Seputarbabel.com, Pangkalpinang – Sehari setelah pemilihan dewan daerah dan eksekutif wahana lingkungan hidup (Walhi) Provinsi Kepulauan Bangka Belitung (Babel). Walhi Babel langsung menggelar rapat kerja untuk membahas program kerja, Jumat (16/8/2019) siang. Berbagai isu strategis terkait isu lingkungan mengancam ruang hidup dan penghidupan akan terus digarap Walhi Babel.
Dewan Daerah dan Eksekutif Walhi Babel
Bagaimana isu – isu sektoral di Babel yang mengakibatkan deforestasi, degradasi kawasan hutan dan lahan. Perlindungan ekosistem dan wilayah kelola rakyat kawasan pesisir, isu lingkungan perkotaan. Menurut Direktur Eksekutif Walhi Babel Jessik Amundian, terkait audit lingkungan juga masih akan diusung mereka.
Diakui Jessik, Babel masih darurat ekologis bukan hanya disebabkan aktifitas pertambangan. Perkebunan monukultur secara besar – besaran dan monukultur hutan tanaman industri (HTI). “Tiga hal ini banyak mengancam ruang hidup dan penghidupan, disisi lain kerusakan daerah aliran sungai akibat aktifitas koorporasi dan pelaku industri,” paparnya.
Jessik mengingatkan kondisi bentang alam Babel pada 2014 hanya 1,5 persen, adalah akibat dari perjalan penambangan pasca reformasi. Persoalan pengelolaan pertambangan yang buruk, akibat akses tambang dibuka secara luas. Berdampak buruk bagi kerusakan lingkungan, tidak sebanding dengan pendapat daerah.
Ketika era kejayaan PT Timah Tbk di Babel, saat itu mayoritas masyarakat menjadikan sektor pertanian sebagai penghidupan. Begitu juga ruang hutan dikelola rakyat, yang disebut kelekak oleh masyarakat. “Walau pun soal tata kelola sampai hal tanggung jawab terhadap pemulihan wilayah belum melihat adanya keberhasilan menonjol,” terang Jessik.

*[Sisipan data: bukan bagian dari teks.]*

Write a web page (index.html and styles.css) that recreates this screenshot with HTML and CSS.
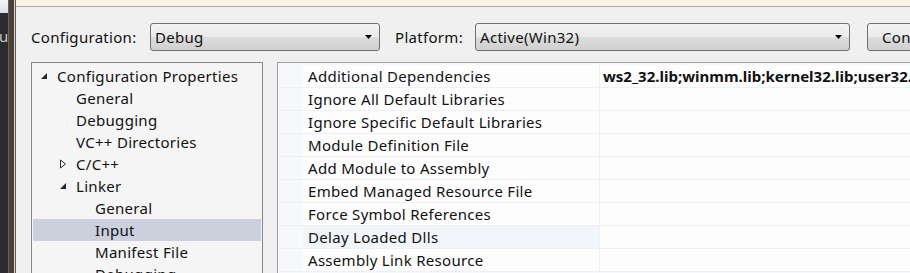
FILE: index.html
```html
<!DOCTYPE html>
<html>
<head>
<meta charset="utf-8">
<link rel="stylesheet" href="styles.css">
</head>
<body>
<div class="screen">
  <div class="backwin">
    <div class="backdark"><div class="backtop"></div><span class="backu">u</span></div>
    <div class="backframe"></div>
  </div>
  <div class="dialog">
    <div class="titlestrip"></div>
    <div class="toolbar">
      <span class="label label-config">Configuration:</span>
      <div class="combo combo-config"><span class="combo-text">Debug</span><svg class="combo-arrow" width="7" height="4" viewBox="0 0 7 4"><path d="M0 0H7L3.5 4Z" fill="#000"/></svg></div>
      <span class="label label-platform">Platform:</span>
      <div class="combo combo-platform"><span class="combo-text">Active(Win32)</span><svg class="combo-arrow" width="7" height="4" viewBox="0 0 7 4"><path d="M0 0H7L3.5 4Z" fill="#000"/></svg></div>
      <div class="button"><span>Configuration Manager...</span></div>
    </div>
    <div class="main">
      <div class="tree">
        <div class="node lvl0"><span class="twisty"><svg width="8" height="8" viewBox="0 0 8 8"><path d="M7 1V7H1Z" fill="#262626"/></svg></span>Configuration Properties</div>
        <div class="node lvl1"><span class="twisty"></span>General</div>
        <div class="node lvl1"><span class="twisty"></span>Debugging</div>
        <div class="node lvl1"><span class="twisty"></span>VC++ Directories</div>
        <div class="node lvl1"><span class="twisty"><svg width="8" height="10" viewBox="0 0 8 10"><path d="M1.5 1V9L6.5 5Z" fill="none" stroke="#262626" stroke-width="1"/></svg></span>C/C++</div>
        <div class="node lvl1"><span class="twisty"><svg width="8" height="8" viewBox="0 0 8 8"><path d="M7 1V7H1Z" fill="#262626"/></svg></span>Linker</div>
        <div class="node lvl2"><span class="twisty"></span>General</div>
        <div class="node lvl2 selected"><span class="twisty"></span>Input</div>
        <div class="node lvl2"><span class="twisty"></span>Manifest File</div>
        <div class="node lvl2"><span class="twisty"></span>Debugging</div>
      </div>
      <div class="grid">
        <div class="row"><div class="margin"></div><div class="name">Additional Dependencies</div><div class="value bold">ws2_32.lib;winmm.lib;kernel32.lib;user32.lib;gdi32.lib;winspool.lib</div></div>
        <div class="row"><div class="margin"></div><div class="name">Ignore All Default Libraries</div><div class="value"></div></div>
        <div class="row"><div class="margin"></div><div class="name">Ignore Specific Default Libraries</div><div class="value"></div></div>
        <div class="row"><div class="margin"></div><div class="name">Module Definition File</div><div class="value"></div></div>
        <div class="row"><div class="margin"></div><div class="name">Add Module to Assembly</div><div class="value"></div></div>
        <div class="row"><div class="margin"></div><div class="name">Embed Managed Resource File</div><div class="value"></div></div>
        <div class="row"><div class="margin"></div><div class="name">Force Symbol References</div><div class="value"></div></div>
        <div class="row hover"><div class="margin"></div><div class="name">Delay Loaded Dlls</div><div class="value"></div></div>
        <div class="row"><div class="margin"></div><div class="name">Assembly Link Resource</div><div class="value"></div></div>
      </div>
    </div>
  </div>
</div>
</body>
</html>
```
FILE: styles.css
```css
html, body {
  margin: 0;
  padding: 0;
}
body {
  width: 910px;
  height: 273px;
  overflow: hidden;
  background: #f0f0f0;
  font-family: "Noto Sans", "Open Sans", sans-serif;
  font-size: 15px;
  letter-spacing: 0.3px;
  color: #111;
}
.screen {
  display: flex;
  height: 273px;
}
.backwin {
  display: flex;
  width: 16px;
  flex: none;
}
.backdark {
  width: 8px;
  background: #2b2b2f;
  overflow: hidden;
  display: flex;
  flex-direction: column;
}
.backtop {
  height: 13px;
  flex: none;
  background: linear-gradient(#f4f6f8, #d9e0e8);
}
.backu {
  color: #c8c8c8;
  font-size: 15px;
  line-height: 16px;
  margin-top: 15px;
  margin-left: -1px;
}
.backframe {
  width: 8px;
  background: linear-gradient(to right, #6b6157 0, #6b6157 1px, #4a4038 1px, #4a4038 6px, #dcd4cc 6px, #dcd4cc 7px, #5d5d5d 7px);
}
.dialog {
  flex: 1;
  display: flex;
  flex-direction: column;
  min-width: 0;
}
.titlestrip {
  height: 6px;
  background: #fdf1e4;
  border-bottom: 1px solid #a8a8a8;
  flex: none;
}
.toolbar {
  display: flex;
  align-items: center;
  height: 28px;
  margin-top: 16px;
  padding-left: 15px;
  white-space: nowrap;
}
.label {
  flex: none;
}
.label-config {
  width: 119px;
}
.label-platform {
  width: 80px;
  margin-left: 15px;
}
.combo {
  box-sizing: border-box;
  height: 28px;
  border: 1px solid #707070;
  border-radius: 3px;
  background: linear-gradient(#f2f2f2 0, #ebebeb 50%, #dddddd 51%, #cfcfcf 100%);
  display: flex;
  align-items: center;
  padding-left: 4px;
  padding-right: 7px;
  flex: none;
}
.combo-config {
  width: 230px;
}
.combo-platform {
  width: 375px;
}
.combo-text {
  flex: 1;
}
.combo-arrow {
  flex: none;
}
.button {
  box-sizing: border-box;
  height: 28px;
  width: 180px;
  margin-left: 17px;
  border: 1px solid #707070;
  border-radius: 3px;
  background: linear-gradient(#f2f2f2 0, #ebebeb 50%, #dddddd 51%, #cfcfcf 100%);
  padding-left: 14px;
  display: flex;
  align-items: center;
  flex: none;
}
.main {
  display: flex;
  margin-top: 11px;
  padding-left: 15px;
  flex: 1;
  min-height: 0;
}
.tree {
  box-sizing: border-box;
  width: 232px;
  flex: none;
  border: 1px solid #828790;
  border-bottom: none;
  background: #f5f5f5;
  padding: 2px 1px 0 1px;
  overflow: hidden;
}
.node {
  height: 22px;
  line-height: 22px;
  display: flex;
  align-items: center;
  white-space: nowrap;
}
.twisty {
  width: 23px;
  height: 22px;
  flex: none;
  display: flex;
  align-items: center;
  justify-content: flex-start;
  padding-left: 6px;
  box-sizing: border-box;
}
.lvl0 { padding-left: 1px; }
.lvl1 { padding-left: 20px; }
.lvl2 { padding-left: 39px; }
.selected {
  background: #cccfdc;
}
.grid {
  flex: 1;
  min-width: 0;
  margin-left: 14px;
  border-left: 1px solid #a0a0a0;
  border-top: 1px solid #a0a0a0;
  background: #f6f8fb;
  padding-top: 2px;
  overflow: hidden;
}
.row {
  display: flex;
  height: 23px;
  box-sizing: border-box;
  border-bottom: 1px solid #eef0f4;
  white-space: nowrap;
}
.margin {
  width: 25px;
  flex: none;
  background: #f6f8fb;
}
.name {
  width: 297px;
  flex: none;
  box-sizing: border-box;
  padding-left: 5px;
  line-height: 22px;
  background: #fdfdfd;
  border-right: 1px solid #eef0f4;
}
.hover .name {
  background: #f2f5fa;
}
.value {
  flex: 1;
  padding-left: 3px;
  line-height: 22px;
  background: #fdfdfd;
  overflow: hidden;
  letter-spacing: 0;
}
.bold {
  font-weight: bold;
}
```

Kemudian Walhi Babel juga akan menyoroti masalah isu lingkungan perkotaan yakni terkait mencapai 160 sampai 200 ton. Terkait sampah mereka tidak hanya menilai dari sampah, bagi Walhi perlu diukur kontribusi pelaku industri. “Kita mendorong ada kebijakan yang mampu kemudian mengatasi persoalan sampah di Pangkalpinang,” jelas Jessik.
Ditambah bagaimana isu lingkungan bisa masuk seluruh jenjang dunia pendidikan. Menurut Jessik sikap kritis terhadap isu lingkungan perlu ditanamkan sejak dini pada masyarakat. Sehingga mereka juga memikirkan bagaimana isu lingkungan tidak hanya dipahami oleh mahasiswa. “Bagaimana isu lingkungan bisa masuk dari level kampus sampai ke level terendah,” katanya.